Un saut dans le vide

Il aura fallu une année à Nicolas Sarkozy pour réformer le service public. En dépit des incertitudes.

Jean-Claude Renard  • 24 décembre 2008 abonné·es

À l’arrachée. C’est fait, après quatre-vingts heures de débat. Peu importent les voix qui se sont élevées. Peu importent les amendements. Peu importe que la loi passe seulement au Sénat le 7 janvier. Deux jours avant, il n’y aura déjà plus de publicité sur France Télévisions entre 20 heures et 6 heures. Tant pis donc pour le Sénat, qui arrivera comme les carabiniers (ce qu’on pourrait alors appeler un déni de droit).

Nicolas Sarkozy avait annoncé la réforme le 8 janvier 2008. Moins d’un an après, c’est bouclé. La loi a donc été votée à l’Assemblée. Une réforme de l’audiovisuel public pour mieux informer, cultiver, distraire, où « l’audience doit être une ambition et non une ­obsession » . On résume : au président de la République de nommer ou révoquer le président de France Télévisions. Un budget de 450 millions d’euros pour 2009 provenant de taxes : d’une part, sur les ressources accrues des chaînes privées via la pub (1,5 % au lieu des 3 % prévus sur le chiffre d’affaires), mais avec un abattement de 11 millions d’euros tout de même ; et, d’autre part, sur la téléphonie mobile et Internet (0,9 % sur leur chiffre d’affaires). D’après le projet de loi, RFO était épargnée et conservait ses pages de réclame. Finalement, son sort est celui des autres chaînes publiques, à travers un amendement adopté in extremis. Ce sont plus de dix-huit millions d’euros en moins pour RFO. C’est une aubaine et un hasard heureux pour les groupes privés, au rang desquels la société France Antilles, qui appartient au groupe Hersant. Et il n’y aura aucune augmentation de la redevance, mais une simple indexation sur l’inflation. Rien de pérenne en somme.

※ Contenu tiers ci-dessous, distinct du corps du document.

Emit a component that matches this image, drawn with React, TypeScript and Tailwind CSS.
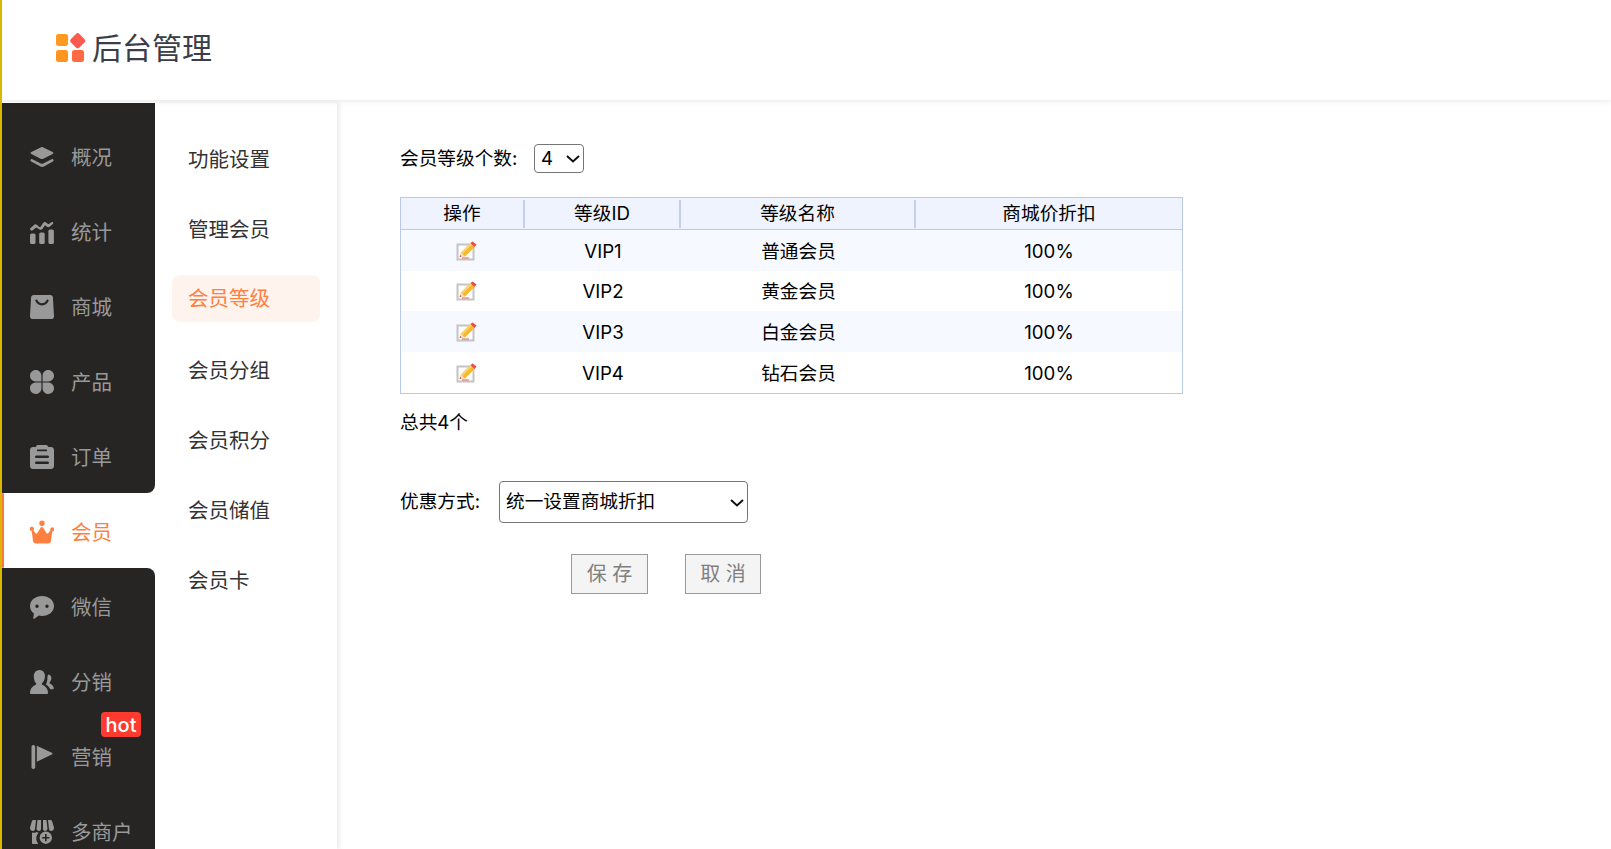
import React from "react";

const I = ({ children, vb = "0 0 24 24" }: { children: React.ReactNode; vb?: string }) => (
  <svg viewBox={vb} width={24} height={24} fill="currentColor" className="shrink-0">{children}</svg>
);

const icons: Record<string, React.ReactNode> = {
  layers: <I><path d="M12 2c.5 0 1 .1 1.400.4l9.200 4.600c1.100.6 1.100 1.500 0 2.100l-9.200 4.600c-.9.500-1.900.5-2.800 0L1.400 9.100c-1.100-.6-1.100-1.500 0-2.100l9.200-4.600c.4-.3.9-.4 1.400-.4z"/><path d="M.6 13.200c.4-.7 1.100-.8 1.800-.4l8.400 4.200c.8.400 1.600.4 2.400 0l8.400-4.200c.7-.4 1.400-.3 1.800.4.400.7.100 1.300-.6 1.700l-8.800 5.100c-1 .6-2.500.6-3.500 0L1.200 14.900c-.7-.4-1-1-.6-1.700z" transform="translate(0 1.500)"/></I>,
  stats: <I><path d="M.3 9.800c-.5-.7-.3-1.400.3-1.900l3.700-3.100c.9-.7 2-.6 2.800.1l2.200 2c.5.400 1 .4 1.300-.1l2.500-3.800c.7-1 1.900-1.200 2.900-.5l2 1.400c.4.300.8.200 1.200-.1l2.300-1.600c1-.8 2.400.5 1.500 1.500l-3 2.700c-.8.800-2 1-3 .3l-2-1.400-2.400 3.400c-.8 1.200-2.400 1.400-3.400.5L6.200 7.600 2.300 10.500c-.7.400-1.500 0-2-.7z"/><rect x="0" y="13.500" width="5.500" height="10.500" rx="1.600"/><rect x="9.200" y="12.400" width="5.500" height="11.600" rx="1.600"/><rect x="18.400" y="9.600" width="5.500" height="14.400" rx="1.600"/></I>,
  bag: <I><path fillRule="evenodd" d="M3.500 0h17c1.300 0 2.200 1 2.400 2.200L24 21c.1 1.600-1 3-2.600 3H2.600C1 24-.1 22.600 0 21L1.100 2.200C1.300 1 2.200 0 3.500 0zm2.600 4.600c-.7.200-1 .9-.7 1.500C6.600 8.800 9 10.400 12 10.400s5.400-1.600 6.600-4.300c.3-.6 0-1.300-.7-1.500-.6-.2-1.200.1-1.400.6-.9 1.900-2.600 3-4.500 3s-3.600-1.100-4.500-3c-.2-.5-.8-.8-1.400-.6z"/></I>,
  clover: <I><path d="M5.800 0C9 0 11.400 2.600 11.400 5.800v5.600H5.800C2.600 11.400 0 8.900 0 5.700S2.600 0 5.800 0zM18.200 0C21.400 0 24 2.600 24 5.700s-2.600 5.700-5.800 5.700h-5.600V5.800C12.600 2.600 15 0 18.200 0zM5.800 12.600h5.600v5.600c0 3.200-2.400 5.800-5.600 5.800S0 21.400 0 18.300s2.600-5.700 5.800-5.700zM12.600 12.600h5.600c3.200 0 5.800 2.500 5.800 5.700S21.400 24 18.200 24s-5.600-2.600-5.600-5.800z"/></I>,
  clip: <I><path fillRule="evenodd" d="M8 0h8c1.200 0 2 .9 2 2h3c1.700 0 3 1.300 3 3v16c0 1.700-1.300 3-3 3H3c-1.700 0-3-1.300-3-3V5c0-1.700 1.300-3 3-3h3c0-1.100.8-2 2-2zM7.500 4.500h9c.8 0 .8 1.800 0 1.800h-9c-.8 0-.8-1.800 0-1.800zM6.500 10.500c-.8 0-1.500.6-1.500 1.300s.7 1.300 1.500 1.300h11c.8 0 1.500-.6 1.500-1.300s-.7-1.300-1.500-1.300zm0 6c-.8 0-1.500.6-1.500 1.300s.7 1.300 1.500 1.300h11c.8 0 1.500-.6 1.500-1.300s-.7-1.300-1.500-1.300z"/></I>,
  crown: <I><path d="M12 .5a2.700 2.700 0 1 1 0 5.400 2.700 2.700 0 0 1 0-5.400zM1.800 6.800a2 2 0 0 1 1.500 3.500l2.300 3c.5.600 1.200.5 1.600-.1l3.600-5.800c.5-.7 1.700-.7 2.200 0l3.600 5.800c.4.600 1.100.7 1.600.1l2.300-3a2 2 0 1 1 1.800 1.100L21 20.700c-.1 1.800-1.300 2.800-3 2.800H6c-1.700 0-2.900-1-3-2.800L1.700 11a2.100 2.100 0 0 1 .1-4.200z"/></I>,
  chat: <I><path fillRule="evenodd" d="M12 1c6.600 0 12 4.300 12 10s-5.400 10-12 10c-1.100 0-2.200-.1-3.200-.4L4.400 23.700c-.6.400-1.200 0-1.100-.7l.6-4.400C1.500 16.700 0 14 0 11 0 5.300 5.400 1 12 1zM7 9.500a1.700 1.700 0 1 0 0 3.400 1.700 1.700 0 0 0 0-3.400zm10 0a1.700 1.700 0 1 0 0 3.400 1.700 1.700 0 0 0 0-3.400z"/></I>,
  users: <I><path d="M9.500 0c3.400 0 5.500 2.800 5.500 6s-1.400 5.700-3 7.300c-.6.600-.2 1.300.6 1.700 2.300 1 4.100 2.500 4.800 4.800.4 1.200.6 2.400.6 3.400 0 .5-.4.800-.9.800H.9c-.5 0-.9-.3-.9-.8 0-1 .2-2.200.6-3.400.7-2.300 2.500-3.800 4.800-4.800.8-.4 1.200-1.100.6-1.700C4.400 11.700 3.800 8.800 3.800 6 3.800 2.800 6.100 0 9.500 0z"/><path d="M18.300 4.500c2.300.4 3.400 2.400 3 4.500-.3 1.500-1 2.600-1.700 3.400-.3.400-.1.800.3 1 2 .9 3.300 2.300 3.900 4.700.2.700-.3 1.200-1 1.200h-2.500c-.8-2-2.200-3.700-4.400-4.900.9-1.500 1.300-3.300 1.500-5.400.1-1.700-.1-3.100.9-4.500z"/></I>,
  flag: <I><rect x="1.500" y="0" width="3.700" height="24" rx="1.800"/><path d="M6.800 0.800 21.800 7.800c1 .5 1 1.300 0 1.800L6.800 16.800z"/></I>,
  store: <I><path fillRule="evenodd" d="M3.500 0H6L5 9.300C4.700 10.300 4 11 3 11 1 11 -.2 9.400 0 7.500L2 1C2.200.4 2.800 0 3.500 0zM7.500 0H11V9C11 10.200 10 11 9 11S6.700 10.200 6.500 9zM13 0h3.500l1 9c-.2 1.200-1.500 2-2.500 2s-2-.8-2-2zM18 0h2.500c.7 0 1.300.4 1.500 1l2 6.500C24.200 9.400 23 11 21 11c-1 0-1.700-.7-2-1.700zM2 12.500c.5.200 1 .3 1.500.3 1.100 0 2.100-.3 3-.9.700.5 1.400.8 2.200.9C7.200 14.300 6.300 16.300 6.300 18.500c0 2 .8 3.800 2 5.500H3c-.6 0-1-.4-1-1z"/><path fillRule="evenodd" d="M15.800 11.500a6.200 6.200 0 1 1 0 12.400 6.200 6.200 0 0 1 0-12.400zm-.8 2.600v2.800h-2.800v1.600H15v2.800h1.600v-2.800h2.800v-1.600h-2.800v-2.800z"/></I>,
};

const NavItem = ({ icon, label, active, hot }: { icon: string; label: string; active?: boolean; hot?: boolean }) => (
  <div className={`relative flex h-[75px] shrink-0 items-center pl-[28px] pt-[2px] ${active ? "bg-white text-[#ff7f41]" : "text-[#999999]"}`}>
    {active && <span className="absolute left-0 top-0 h-full w-[2px] rounded-[2px] bg-[#ff7441]" />}
    {icons[icon]}
    <span className="ml-[17px] pt-[3px] text-[20.500px] leading-none">{label}</span>
    {hot && <span className="absolute left-[99px] top-[-6px] flex h-[25px] w-[40px] items-center justify-center rounded-[4px] bg-[#ff3b30] text-[20px] font-medium leading-none text-white">hot</span>}
  </div>
);

const SubItem = ({ label, active }: { label: string; active?: boolean }) => (
  <div className={`flex h-[47px] items-center rounded-[8px] pl-[16px] pt-[2px] text-[20.500px] ${active ? "mb-[25px] mt-[-1px] bg-[#fff3ee] text-[#ff7f41]" : "mb-[23px] text-[#333333]"}`}>{label}</div>
);

const Pencil = () => (
  <svg width={22} height={20} viewBox="0 0 22 20" className="mx-auto block translate-x-[4px]">
    <rect x="1.500" y="3.500" width="16" height="15" fill="#fdfdfd" stroke="#c4c4c4" strokeWidth="2" />
    <path d="M4 15 5 11.500 14.500 2 18.500 6 9 15.500z" fill="#f5b82e" />
    <path d="M5 11.500 14.500 2l1.500 1.500L6.500 13z" fill="#fad46b" />
    <path d="M14.500 2 16.500 0.500 20.500 3.500 18.500 6z" fill="#ee4a3e" />
    <path d="M4 15.500 5 11.500 9 15.500z" fill="#f4dcc0" />
    <path d="M3.500 16 4.300 14 5.500 15.500z" fill="#c0392b" />
    <path d="M6 17h7" stroke="#d66a5e" strokeWidth="1" />
  </svg>
);

const Chevron = ({ className }: { className: string }) => (
  <svg width={14} height={8} viewBox="0 0 14 8" className={`pointer-events-none absolute ${className}`}>
    <path d="M1 1l6 5.500L13 1" fill="none" stroke="#111111" strokeWidth="2" />
  </svg>
);

const rows = [
  ["VIP1", "普通会员", "h-[41px] bg-[#f6f9ff]"],
  ["VIP2", "黄金会员", "h-[40px] bg-white"],
  ["VIP3", "白金会员", "h-[41px] bg-[#f6f9ff]"],
  ["VIP4", "钻石会员", "h-[41px] bg-white"],
];

const Th = ({ children, w, last }: { children: React.ReactNode; w: string; last?: boolean }) => (
  <th className={`${w} h-[32px] border-b border-[#b9c9ec] p-0 font-normal`}>
    <div className={`flex h-[28px] items-center justify-center ${last ? "" : "border-r-2 border-[#c3d0ec]"}`}>{children}</div>
  </th>
);

export default function App() {
  return (
    <div className="flex h-screen flex-col overflow-hidden border-l-2 border-[#d9b800] bg-white text-[18.670px] text-black [font-family:Inter,'Noto_Sans_CJK_SC',sans-serif]">
      <header className="relative z-20 flex h-[100px] shrink-0 items-center bg-white pl-[54px] shadow-[0_1px_6px_rgba(0,0,0,0.1)]">
        <svg width={30} height={30} viewBox="0 0 30 30" className="mt-[-7px]">
          <rect x="0" y="2" width="12" height="12" rx="2.500" fill="#ff9a20" />
          <rect x="0" y="18" width="12" height="12" rx="2.500" fill="#ff951f" />
          <rect x="16" y="18" width="12" height="12" rx="2.500" fill="#ff6a45" />
          <rect x="15.700" y="2.700" width="12" height="12" rx="2.500" fill="#ff5a4e" transform="rotate(45 21.700 8.700)" />
        </svg>
        <span className="ml-[6px] mt-[-4px] text-[30px] leading-none text-[#3a3e4a]">后台管理</span>
      </header>
      <div className="flex min-h-0 flex-1 pt-[3px]">
        <aside className="flex w-[153px] shrink-0 flex-col">
          <div className="shrink-0 rounded-br-[8px] bg-[#262524] pt-[15px]">
            <NavItem icon="layers" label="概况" />
            <NavItem icon="stats" label="统计" />
            <NavItem icon="bag" label="商城" />
            <NavItem icon="clover" label="产品" />
            <NavItem icon="clip" label="订单" />
          </div>
          <NavItem icon="crown" label="会员" active />
          <div className="shrink-0 flex-1 rounded-tr-[8px] bg-[#262524]">
            <NavItem icon="chat" label="微信" />
            <NavItem icon="users" label="分销" />
            <NavItem icon="flag" label="营销" hot />
            <NavItem icon="store" label="多商户" />
          </div>
        </aside>
        <nav className="relative z-10 w-[182px] shrink-0 bg-white px-[17px] pt-[33px] shadow-[3px_0_4px_rgba(0,0,0,0.07)]">
          <SubItem label="功能设置" />
          <SubItem label="管理会员" />
          <SubItem label="会员等级" active />
          <SubItem label="会员分组" />
          <SubItem label="会员积分" />
          <SubItem label="会员储值" />
          <SubItem label="会员卡" />
        </nav>
        <main className="flex-1 pl-[63px] pt-[41px]">
          <div className="flex h-[29px] items-center">
            <span className="w-[134px]">会员等级个数:</span>
            <div className="relative">
              <select defaultValue="4" className="block h-[29px] w-[50px] appearance-none rounded-[4px] border border-[#767676] pl-[6px] text-[18.670px]">
                <option>4</option>
              </select>
              <Chevron className="left-[32px] top-[11px]" />
            </div>
          </div>
          <table className="mt-[24px] w-[783px] table-fixed border-separate border-spacing-0 border border-[#b9c9ec] text-center">
            <thead className="bg-[#eff3fd]">
              <tr>
                <Th w="w-[124px]">操作</Th>
                <Th w="w-[156px]">等级ID</Th>
                <Th w="w-[235px]">等级名称</Th>
                <Th w="w-[266px]" last>商城价折扣</Th>
              </tr>
            </thead>
            <tbody>
              {rows.map(([id, name, cls]) => (
                <tr key={id} className={cls}>
                  <td className="p-0"><Pencil /></td>
                  <td className="p-0 pt-[2px]">{id}</td>
                  <td className="p-0 pt-[2px]">{name}</td>
                  <td className="p-0 pt-[2px]">100%</td>
                </tr>
              ))}
            </tbody>
          </table>
          <p className="mt-[15px] leading-[27px]">总共4个</p>
          <div className="mt-[45px] flex h-[42px] items-center">
            <span className="w-[99px]">优惠方式:</span>
            <div className="relative">
              <select className="block h-[42px] w-[249px] appearance-none rounded-[4px] border border-[#767676] pl-[6px] text-[18.670px]">
                <option>统一设置商城折扣</option>
              </select>
              <Chevron className="left-[231px] top-[18px]" />
            </div>
          </div>
          <div className="ml-[171px] mt-[31px] flex gap-[37px]">
            <button className="h-[40px] w-[77px] border border-[#999999] bg-[#f4f4f4] text-[20px] leading-none text-[#808080]">保 存</button>
            <button className="h-[40px] w-[76px] border border-[#999999] bg-[#f4f4f4] text-[20px] leading-none text-[#808080]">取 消</button>
          </div>
        </main>
      </div>
    </div>
  );
}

Comme le temps a fini par presser dans l’examen parlementaire, il a été demandé à Patrick de Carolis, président de France Télévisions, de se tirer une balle dans le pied et de décréter lui-même la fin de la pub au 5 janvier. On n’est pas à une humiliation près dès lors qu’il s’agit d’un chiraquien.
Parallèlement, la publicité passe de 6 à 9 minutes par heure sur les chaînes privées. Joli cadeau de fin d’année. Cela dit, Martin Bouygues (TF 1) et Nicolas de Tavernost (M6) estiment qu’il n’y a pas là de quoi sauter au plafond. La crise étant ce qu’elle est, « la suppression de la publicité sur France Télévisions n’entraînera pas forcément de re­cettes supplémentaires pour TF 1 puisqu’il y a une récession du marché » , a déclaré Bouygues dans un entretien accordé au Figaro. Christine Albanel, ministre de la Culture, serait prête à pousser jusqu’à 12 minutes. On y arrivera un jour. En outre, les chaînes privées ont obtenu une deuxième coupure de pub (par tranche de trente minutes) dans les fictions et les films. On a beau tourner et retourner la réforme, on aboutit à un presque copié-collé du fameux Livre blanc de TF 1 rédigé par la maison Bouygues à l’automne 2007 et remis entre les mains de Nicolas Sarkozy quelques semaines avant sa décision officielle, comprenant les articles de la réforme les plus importants, comme la suppression de la pub sur le public et son augmentation sur le privé.

Il existe aussi dans cette réforme un élément qui risque de peser sur les professionnels : France Télévisions, constituée de plusieurs entités, va devenir un « média global » , pour « affronter la concurrence » dit-on. Il y aura donc un guichet unique, ou ce qu’on peut appeler une concentration du pouvoir. Derrière le guichet, un directeur pour ­toutes les chaînes. Et devant le guichet, les producteurs qui feront la queue. Faudra se montrer patient et docile. Au 5 janvier prochain, ce sera donc le grand saut dans le vide pour France Télévisions, ses employés, ses programmes, son argent. Pour les années suivantes, ça risque d’être pire.